Dataset records:

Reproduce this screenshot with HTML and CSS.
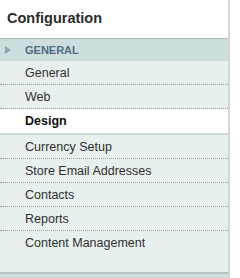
FILE: index.html
```html
<!DOCTYPE html>
<html lang="en">
<head>
  <meta charset="UTF-8" />
  <title>Configuration</title>
  <link rel="stylesheet" href="styles.css">
</head>
<body>
  <div class="side">
    <h3 class="side-title">Configuration</h3>

    <div class="group-head">
      <span class="arrow"></span>
      GENERAL
    </div>

    <ul class="tabs">
      <li>General</li>
      <li>Web</li>
      <li class="active">Design</li>
    </ul>

    <ul class="tabs tabs-last">
      <li>Currency Setup</li>
      <li>Store Email Addresses</li>
      <li>Contacts</li>
      <li>Reports</li>
      <li>Content Management</li>
    </ul>

    <div class="foot"></div>
  </div>
</body>
</html>
```

FILE: styles.css
```css
body {
  margin: 0;
  padding: 0;
  background: #fff;
  font-family: "Liberation Sans", Arial, sans-serif;
}
.side {
  width: 228px;
  border-right: 2px solid #d2d6d6;
}
.side-title {
  margin: 0;
  height: 38px;
  line-height: 37px;
  padding-left: 7px;
  font-size: 14.5px;
  font-weight: bold;
  color: #2b2b2b;
}
.group-head {
  display: flex;
  align-items: center;
  height: 22px;
  border-top: 1px solid #a9bdbd;
  background: #cddddd;
  padding-left: 5px;
  font-size: 11px;
  font-weight: bold;
  color: #4d6d84;
}
.arrow {
  width: 0;
  height: 0;
  border-top: 4px solid transparent;
  border-bottom: 4px solid transparent;
  border-left: 6px solid #8fa5ae;
  margin-right: 14px;
}
.tabs {
  list-style-type: none;
  margin: 0;
  padding: 0;
  background: #e7efef;
  border-bottom: 2px solid #cfd6d6;
}
.tabs li {
  height: 21px;
  line-height: 21px;
  padding: 2px 0 0 25px;
  font-size: 12.5px;
  color: #2f2f2f;
  border-bottom: 1px dotted #9a9a9a;
}
.tabs li:last-child {
  border-bottom: none;
  height: 22px;
}
.tabs li.active {
  background: #fff;
  font-weight: bold;
  color: #111;
}
.tabs-last {
  padding-bottom: 17px;
  border-bottom: 2px solid #b4c4c4;
}
.foot {
  height: 4px;
  background: #cfdddd;
}
```
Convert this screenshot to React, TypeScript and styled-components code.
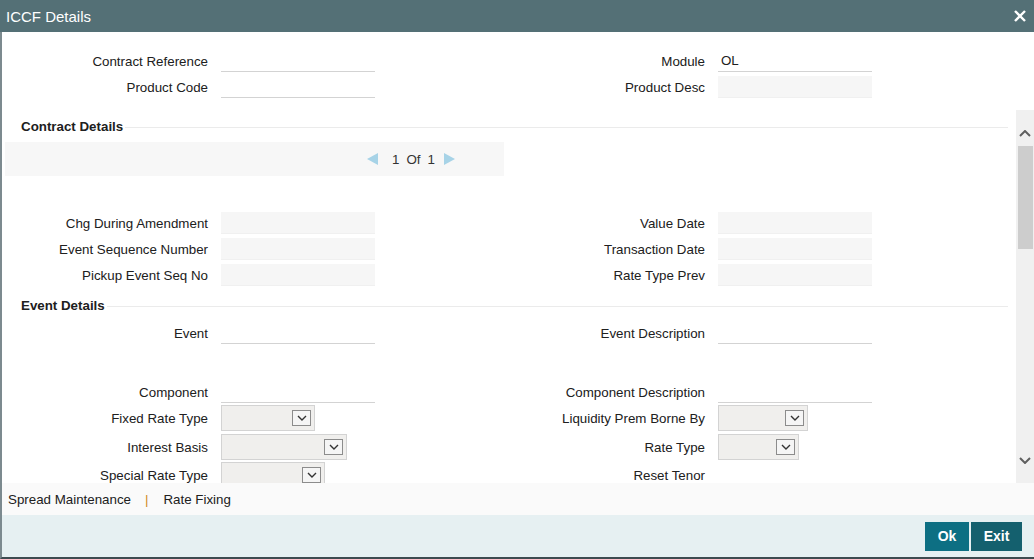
import React from "react";
import styled, { createGlobalStyle } from "styled-components";

const GlobalStyle = createGlobalStyle`
  html, body {
    margin: 0;
    padding: 0;
    background: #fff;
  }
  body {
    font-family: "Liberation Sans", Arial, sans-serif;
    font-size: 13.33px;
    color: #202020;
  }
`;

type FieldKind = "underline" | "readonly" | "select" | "none";

interface FieldDef {
  label: string;
  kind: FieldKind;
  value?: string;
  width?: number;
}

const Window = styled.div`
  width: 1034px;
  height: 559px;
  display: flex;
  flex-direction: column;
  overflow: hidden;
  background: #fff;
`;

const Header = styled.div`
  height: 32px;
  flex-shrink: 0;
  display: flex;
  align-items: center;
  justify-content: space-between;
  padding: 0 8px 0 6px;
  background: #547076;
  color: #fff;
`;

const Title = styled.div`
  font-size: 15px;
`;

const CloseButton = styled.button`
  border: 0;
  padding: 0;
  background: none;
  display: flex;
  cursor: pointer;
`;

const Body = styled.div`
  flex: 1;
  display: flex;
  flex-direction: column;
  border-left: 2px solid #7c8a8f;
  border-bottom: 2px solid #3d4b50;
  min-height: 0;
`;

const TopFields = styled.div`
  height: 78px;
  flex-shrink: 0;
  padding-top: 18px;
  box-sizing: border-box;
  display: flex;
  flex-direction: column;
  gap: 4px;
`;

const Label = styled.label`
  width: 208px;
  flex-shrink: 0;
  text-align: right;
  white-space: nowrap;
`;

const Row = styled.div<{ $mt?: number }>`
  display: grid;
  grid-template-columns: 495px 1fr;
  align-items: center;
  margin-top: ${(p) => p.$mt ?? 0}px;

  & > div:first-child ${Label} {
    width: 206px;
  }
`;

const Field = styled.div`
  display: flex;
  align-items: center;
  gap: 13px;
`;

const TextInput = styled.div<{ $readonly?: boolean }>`
  width: 154px;
  height: 22px;
  box-sizing: border-box;
  padding: 0 3px;
  display: flex;
  align-items: center;
  background: ${(p) => (p.$readonly ? "#f6f6f6" : "#fff")};
  border-bottom: 1px solid ${(p) => (p.$readonly ? "#f0f0f0" : "#d3d3d3")};
`;

const SelectBox = styled.div<{ $w: number }>`
  width: ${(p) => p.$w}px;
  height: 26px;
  box-sizing: border-box;
  border: 1px solid #d3d3d3;
  background: #f0efed;
  display: flex;
  align-items: center;
  justify-content: flex-end;
  padding-right: 3px;
`;

const SelectButton = styled.span`
  width: 19px;
  height: 16px;
  box-sizing: border-box;
  border: 1px solid #8c8c8c;
  background: #f5f5f5;
  display: flex;
  align-items: center;
  justify-content: center;
`;

const ScrollSection = styled.div`
  height: 373px;
  flex-shrink: 0;
  display: flex;
`;

const ScrollContent = styled.div`
  flex: 1;
  overflow: hidden;
`;

const SectionHeading = styled.div<{ $mt: number }>`
  height: 18px;
  margin-top: ${(p) => p.$mt}px;
  padding: 0 8px 0 19px;
  display: flex;
  align-items: center;
  gap: 2px;
  font-weight: bold;
`;

const HeadingLine = styled.span`
  flex: 1;
  height: 1px;
  margin-top: 2px;
  background: #ebebeb;
`;

const Pager = styled.div`
  width: 499px;
  height: 34px;
  margin: 7px 0 0 3px;
  background: #f7f7f7;
  display: flex;
  align-items: center;
  padding-left: 362px;
  box-sizing: border-box;
  gap: 6px;
  color: #333;
`;

const PagerText = styled.span`
  display: flex;
  gap: 7px;
  margin: 0 3px 0 8px;
`;

const FieldGroup = styled.div<{ $mt: number }>`
  margin-top: ${(p) => p.$mt}px;
  display: flex;
  flex-direction: column;
  gap: 4px;
`;

const Scrollbar = styled.div`
  width: 18px;
  flex-shrink: 0;
  background: #f0f0f0;
  display: flex;
  flex-direction: column;
  align-items: center;
`;

const ScrollArrow = styled.div<{ $down?: boolean }>`
  height: ${(p) => (p.$down ? 26 : 36)}px;
  display: flex;
  justify-content: center;
  align-items: flex-start;
  padding-top: ${(p) => (p.$down ? 0 : 20)}px;
  box-sizing: border-box;
`;

const ScrollThumb = styled.div`
  width: 15px;
  height: 103px;
  margin-left: 1px;
  background: #cdcdcd;
`;

const ScrollSpacer = styled.div`
  flex: 1;
`;

const LinksBar = styled.div`
  height: 32px;
  flex-shrink: 0;
  background: #fafafa;
  display: flex;
  align-items: center;
  padding-left: 6px;
`;

const LinkItem = styled.a`
  color: #202020;
  text-decoration: none;
  cursor: pointer;
`;

const Separator = styled.span`
  color: #d08a1c;
  margin: 0 15px 0 14px;
`;

const ButtonBar = styled.div`
  flex: 1;
  background: #e6f0f2;
  display: flex;
  justify-content: flex-end;
  align-items: center;
  padding-right: 12px;
  gap: 2px;
`;

const ActionButton = styled.button<{ $dark?: boolean; $w: number }>`
  width: ${(p) => p.$w}px;
  height: 29px;
  border: 0;
  padding: 0;
  background: ${(p) => (p.$dark ? "#14606e" : "#0d6f83")};
  color: #fff;
  font-family: "Liberation Sans", Arial, sans-serif;
  font-size: 14px;
  font-weight: bold;
  cursor: pointer;
`;

const Chevron = ({ up, color = "#555", w = 12, h = 7, sw = 2 }: { up?: boolean; color?: string; w?: number; h?: number; sw?: number }) => (
  <svg width={w} height={h} viewBox={`0 0 ${w} ${h}`}>
    <polyline
      points={up ? `1,${h - 1} ${w / 2},1 ${w - 1},${h - 1}` : `1,1 ${w / 2},${h - 1} ${w - 1},1`}
      fill="none"
      stroke={color}
      strokeWidth={sw}
    />
  </svg>
);

const Triangle = ({ left }: { left?: boolean }) => (
  <svg width="11" height="12" viewBox="0 0 11 12">
    <polygon points={left ? "11,0 11,12 0,6" : "0,0 0,12 11,6"} fill="#a7d3e7" />
  </svg>
);

const FieldCell = ({ def }: { def?: FieldDef }) => {
  if (!def) return <div />;
  return (
    <Field>
      <Label>{def.label}</Label>
      {def.kind === "underline" && <TextInput>{def.value}</TextInput>}
      {def.kind === "readonly" && <TextInput $readonly>{def.value}</TextInput>}
      {def.kind === "select" && (
        <SelectBox $w={def.width ?? 94}>
          <SelectButton>
            <Chevron w={10} h={6} sw={1.4} color="#333" />
          </SelectButton>
        </SelectBox>
      )}
    </Field>
  );
};

const FieldRow = ({ left, right, mt }: { left?: FieldDef; right?: FieldDef; mt?: number }) => (
  <Row $mt={mt}>
    <FieldCell def={left} />
    <FieldCell def={right} />
  </Row>
);

const App = () => {
  return (
    <>
      <GlobalStyle />
      <Window>
        <Header>
          <Title>ICCF Details</Title>
          <CloseButton aria-label="Close">
            <svg width="12" height="12" viewBox="0 0 12 12">
              <path d="M1 1 L11 11 M11 1 L1 11" stroke="#fff" strokeWidth="2.4" />
            </svg>
          </CloseButton>
        </Header>
        <Body>
          <TopFields>
            <FieldRow
              left={{ label: "Contract Reference", kind: "underline" }}
              right={{ label: "Module", kind: "underline", value: "OL" }}
            />
            <FieldRow
              left={{ label: "Product Code", kind: "underline" }}
              right={{ label: "Product Desc", kind: "readonly" }}
            />
          </TopFields>

          <ScrollSection>
            <ScrollContent>
              <SectionHeading $mt={7}>
                Contract Details
                <HeadingLine />
              </SectionHeading>
              <Pager>
                <Triangle left />
                <PagerText>
                  <span>1</span>
                  <span>Of</span>
                  <span>1</span>
                </PagerText>
                <Triangle />
              </Pager>

              <FieldGroup $mt={36}>
                <FieldRow
                  left={{ label: "Chg During Amendment", kind: "readonly" }}
                  right={{ label: "Value Date", kind: "readonly" }}
                />
                <FieldRow
                  left={{ label: "Event Sequence Number", kind: "readonly" }}
                  right={{ label: "Transaction Date", kind: "readonly" }}
                />
                <FieldRow
                  left={{ label: "Pickup Event Seq No", kind: "readonly" }}
                  right={{ label: "Rate Type Prev", kind: "readonly" }}
                />
              </FieldGroup>

              <SectionHeading $mt={10}>
                Event Details
                <HeadingLine />
              </SectionHeading>
              <FieldRow
                mt={8}
                left={{ label: "Event", kind: "underline" }}
                right={{ label: "Event Description", kind: "underline" }}
              />
              <FieldRow
                mt={37}
                left={{ label: "Component", kind: "underline" }}
                right={{ label: "Component Description", kind: "underline" }}
              />
              <FieldRow
                mt={2}
                left={{ label: "Fixed Rate Type", kind: "select", width: 94 }}
                right={{ label: "Liquidity Prem Borne By", kind: "select", width: 90 }}
              />
              <FieldRow
                mt={3}
                left={{ label: "Interest Basis", kind: "select", width: 126 }}
                right={{ label: "Rate Type", kind: "select", width: 81 }}
              />
              <FieldRow
                mt={2}
                left={{ label: "Special Rate Type", kind: "select", width: 104 }}
                right={{ label: "Reset Tenor", kind: "none" }}
              />
            </ScrollContent>
            <Scrollbar>
              <ScrollArrow>
                <Chevron up color="#5f5f5f" />
              </ScrollArrow>
              <ScrollThumb />
              <ScrollSpacer />
              <ScrollArrow $down>
                <Chevron color="#5f5f5f" />
              </ScrollArrow>
            </Scrollbar>
          </ScrollSection>

          <LinksBar>
            <LinkItem>Spread Maintenance</LinkItem>
            <Separator>|</Separator>
            <LinkItem>Rate Fixing</LinkItem>
          </LinksBar>

          <ButtonBar>
            <ActionButton $w={44}>Ok</ActionButton>
            <ActionButton $w={51} $dark>
              Exit
            </ActionButton>
          </ButtonBar>
        </Body>
      </Window>
    </>
  );
};

export default App;
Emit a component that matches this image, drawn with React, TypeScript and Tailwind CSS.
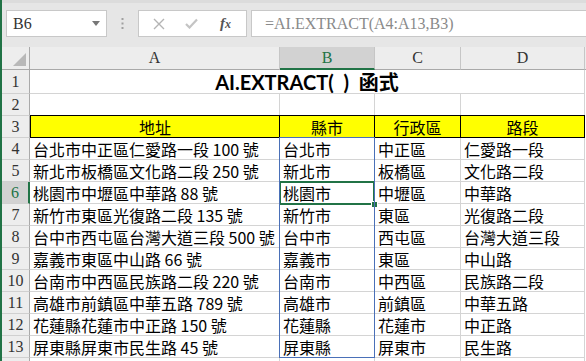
import React from "react";

const rows: [string, string, string, string][] = [
  ["台北市中正區仁愛路一段 100 號", "台北市", "中正區", "仁愛路一段"],
  ["新北市板橋區文化路二段 250 號", "新北市", "板橋區", "文化路二段"],
  ["桃園市中壢區中華路 88 號", "桃園市", "中壢區", "中華路"],
  ["新竹市東區光復路二段 135 號", "新竹市", "東區", "光復路二段"],
  ["台中市西屯區台灣大道三段 500 號", "台中市", "西屯區", "台灣大道三段"],
  ["嘉義市東區中山路 66 號", "嘉義市", "東區", "中山路"],
  ["台南市中西區民族路二段 220 號", "台南市", "中西區", "民族路二段"],
  ["高雄市前鎮區中華五路 789 號", "高雄市", "前鎮區", "中華五路"],
  ["花蓮縣花蓮市中正路 150 號", "花蓮縣", "花蓮市", "中正路"],
  ["屏東縣屏東市民生路 45 號", "屏東縣", "屏東市", "民生路"],
];

const cjk = "font-['Noto_Sans_CJK_TC','Noto_Sans_CJK_SC',sans-serif]";
const hdrFont = "font-['Liberation_Serif',serif]";

function RowHead({ n, h, active }: { n: string; h: string; active?: boolean }) {
  return (
    <div
      className={`w-[28px] shrink-0 ${h} flex items-center justify-center border-b border-[#d0d0d0] ${hdrFont} text-[16px] leading-none ${
        active
          ? "bg-[#d2d2d2] text-[#217346] border-r-2 border-r-[#217346]"
          : "bg-[#ededed] text-[#333] border-r border-r-[#a9a9a9]"
      }`}
    >
      {n}
    </div>
  );
}

export default function App() {
  return (
    <div className="w-[586px] h-[361px] overflow-hidden flex bg-white">
      <div className="w-[2px] shrink-0 bg-[#217346]" />
      <div className="flex-1 flex flex-col min-w-0">
        {/* formula bar */}
        <div className="h-[47px] shrink-0 bg-[#e6e6e6] border-t-[3px] border-t-[#dcdcdc] pt-[7px] flex items-start">
          <div className="ml-[4px] w-[101px] h-[27px] bg-white border border-[#c8c8c8] flex items-center justify-between pl-[6px] pr-[6px]">
            <span className="font-['Liberation_Serif',serif] text-[16px] text-[#333]">B6</span>
            <svg width="8" height="5" viewBox="0 0 8 5">
              <path d="M0 0 L8 0 L4 5 Z" fill="#777" />
            </svg>
          </div>
          <div className="w-[31px] h-[27px] flex items-center justify-center">
            <svg width="3" height="11" viewBox="0 0 3 11">
              <rect x="0.5" y="0" width="2" height="2" fill="#a0a0a0" />
              <rect x="0.5" y="4.5" width="2" height="2" fill="#a0a0a0" />
              <rect x="0.5" y="9" width="2" height="2" fill="#a0a0a0" />
            </svg>
          </div>
          <div className="w-[109px] h-[27px] bg-white border border-[#c8c8c8] flex items-center pl-[14px]">
            <svg width="12" height="12" viewBox="0 0 12 12">
              <path d="M1 1 L11 11 M11 1 L1 11" stroke="#b4b4b4" strokeWidth="1.4" />
            </svg>
            <svg className="ml-[20px]" width="13" height="11" viewBox="0 0 13 11">
              <path d="M1 6 L4.5 9.5 L12 1.5" stroke="#c4c4c4" strokeWidth="2.2" fill="none" />
            </svg>
            <span className="ml-[22px] font-['Liberation_Serif',serif] italic font-bold text-[15px] text-[#555] leading-none">
              f<span className="text-[12px]">x</span>
            </span>
          </div>
          <div className="ml-[4px] flex-1 h-[27px] bg-white border border-r-0 border-[#c8c8c8] flex items-center pl-[13px]">
            <span className="font-['Liberation_Serif',serif] text-[16px] text-[#8a8a8a]">=AI.EXTRACT(A4:A13,B3)</span>
          </div>
        </div>

        {/* column headers */}
        <div className="h-[23px] shrink-0 flex bg-[#e6e6e6]">
          <div className="w-[28px] shrink-0 h-full bg-[#ededed] border-r border-b border-[#a9a9a9] relative">
            <svg className="absolute right-[3px] bottom-[3px]" width="13" height="13" viewBox="0 0 13 13">
              <path d="M13 0 L13 13 L0 13 Z" fill="#b8b8b8" />
            </svg>
          </div>
          {[
            ["A", "w-[250px]", false],
            ["B", "w-[95px]", true],
            ["C", "w-[86px]", false],
            ["D", "w-[124px]", false],
          ].map(([l, w, a]) => (
            <div
              key={l as string}
              className={`${w} shrink-0 h-full flex items-center justify-center border-r border-[#c6c6c6] ${hdrFont} text-[16px] ${
                a
                  ? "bg-[#d2d2d2] text-[#217346] border-b-2 border-b-[#217346]"
                  : "bg-[#ededed] text-[#333] border-b border-b-[#a9a9a9]"
              }`}
            >
              {l as string}
            </div>
          ))}
          <div className="flex-1 bg-[#ededed] border-b border-[#a9a9a9]" />
        </div>

        {/* grid */}
        <div className="relative flex-1">
          {/* row 1 */}
          <div className="flex h-[24px]">
            <RowHead n="1" h="h-[24px]" />
            <div className="w-[555px] shrink-0 border-b border-r border-[#d4d4d4] flex items-center justify-center">
              <span className="font-['Lato','Noto_Sans_CJK_TC',sans-serif] font-bold text-[20px] text-black leading-none [word-spacing:5px]">
                AI.EXTRACT( ) 函式
              </span>
            </div>
          </div>
          {/* row 2 */}
          <div className="flex h-[22px]">
            <RowHead n="2" h="h-[22px]" />
            <div className="w-[250px] shrink-0 border-b border-r border-[#d4d4d4]" />
            <div className="w-[95px] shrink-0 border-b border-r border-[#d4d4d4]" />
            <div className="w-[86px] shrink-0 border-b border-r border-[#d4d4d4]" />
            <div className="w-[124px] shrink-0 border-b border-r border-[#d4d4d4]" />
          </div>
          {/* row 3 */}
          <div className="flex h-[22px]">
            <RowHead n="3" h="h-[22px]" />
            {[
              ["地址", "w-[250px] border-l"],
              ["縣市", "w-[95px]"],
              ["行政區", "w-[86px]"],
              ["路段", "w-[124px]"],
            ].map(([t, w]) => (
              <div
                key={t}
                className={`${w} shrink-0 -mt-px h-[23px] bg-[#ffff00] border-t border-b border-r border-black flex items-center justify-center ${cjk} text-[16px] text-black`}
              >
                {t}
              </div>
            ))}
          </div>
          {/* data rows */}
          {rows.map((r, i) => (
            <div key={i} className="flex h-[22px]">
              <RowHead n={String(i + 4)} h="h-[22px]" active={i === 2} />
              <div className={`w-[250px] shrink-0 border-b border-r border-[#d4d4d4] flex items-center pl-[3px] ${cjk} text-[16px] text-black whitespace-nowrap`}>
                {r[0]}
              </div>
              <div className={`w-[95px] shrink-0 border-b border-r border-[#d4d4d4] flex items-center pl-[3px] ${cjk} text-[16px] text-black relative`}>
                {r[1]}
                {i === 2 && (
                  <div className="absolute left-[-1px] top-[-1px] w-[96px] h-[24px] border-2 border-[#217346]">
                    <div className="absolute right-[-5px] bottom-[-5px] w-[7px] h-[7px] bg-[#217346] border border-white" />
                  </div>
                )}
              </div>
              <div className={`w-[86px] shrink-0 border-b border-r border-[#d4d4d4] flex items-center pl-[3px] ${cjk} text-[16px] text-black`}>
                {r[2]}
              </div>
              <div className={`w-[124px] shrink-0 border-b border-r border-[#d4d4d4] flex items-center pl-[3px] ${cjk} text-[16px] text-black`}>
                {r[3]}
              </div>
            </div>
          ))}
          {/* row 14 (only its top edge is visible) */}
          <div className="flex h-[22px]">
            <RowHead n="" h="h-[22px]" />
            <div className="w-[250px] shrink-0 border-r border-[#d4d4d4]" />
            <div className="w-[95px] shrink-0 border-r border-[#d4d4d4]" />
            <div className="w-[86px] shrink-0 border-r border-[#d4d4d4]" />
            <div className="w-[124px] shrink-0 border-r border-[#d4d4d4]" />
          </div>
          {/* spill range highlight B4:B13 */}
          <div className="absolute left-[277px] top-[67px] w-[96px] h-[221px] border border-[#4a70b8] pointer-events-none" />
        </div>
      </div>
    </div>
  );
}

Your objective:
Count how many lines contain "React" and give only that count.

Answer to this problem:
4